The J.M. Smucker Co. also attempted to patent the process of making the sandwich in 2004 (rather than just the sandwich itself) and on April 8, 2005, had its application rejected by the U.S. Court of Appeals for the Federal Circuit (CAFC)..

===Patent enforcement===
In 2001, a small grocery and caterer in Gaylord, Michigan, Albie's Food, Inc., was sent a cease and desist letter from The J.M. Smucker Co., accusing Albie's of violating their intellectual property rights to the "sealed crustless sandwich". Instead of capitulating, Albie's took the case to federal court, noting in their filings a pocket sandwich with crimped edges and no crust was called a "pasty" and had been a popular dish in northern Michigan since the nineteenth century. Federal Court determined that Albie's Foods did not infringe on J.M. Smucker Co. intellectual property rights and was allowed to continue.

===Patent reexamination===

In March 2001, during the legal proceedings, Albie's filed a request for reexamination with the USPTO asking that the patent be reexamined in light of the newly discovered prior art. The reexamination serial number is 90/005,949.

In response to the new prior art cited, Smucker's narrowed the wording of their claims to only cover a very specific version of their sealed crustless sandwich. The more narrow claims, for example, only cover sealed crustless peanut butter and jelly sandwiches where the jelly is held between two layers of peanut butter. Nonetheless, in December 2003, the patent examiner rejected the narrowed claims in light of the new prior art.

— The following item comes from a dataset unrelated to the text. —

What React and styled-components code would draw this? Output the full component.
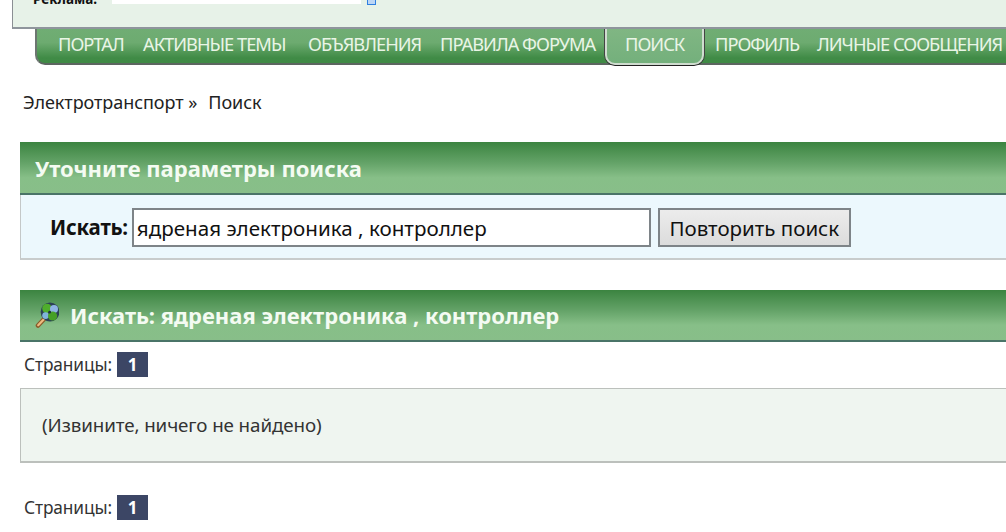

Smucker's appealed the rejection to the Board of Patent Appeals and Interferences. In September 2006, the Board reversed the examiner's reasons for rejecting the claims, but found new reasons for rejecting them. They found that the wording in the narrowed claims was too vague to clearly identify exactly what Smucker's is trying to patent. Because Smucker's failed to respond to the Board's rejections within the two-month deadline, the PTO mailed a Notice of Intent to Issue a Reexamination Certificate (NIIRC) in December 2006 cancelling all claims. The reexamination certificate was issued on September 25, 2007.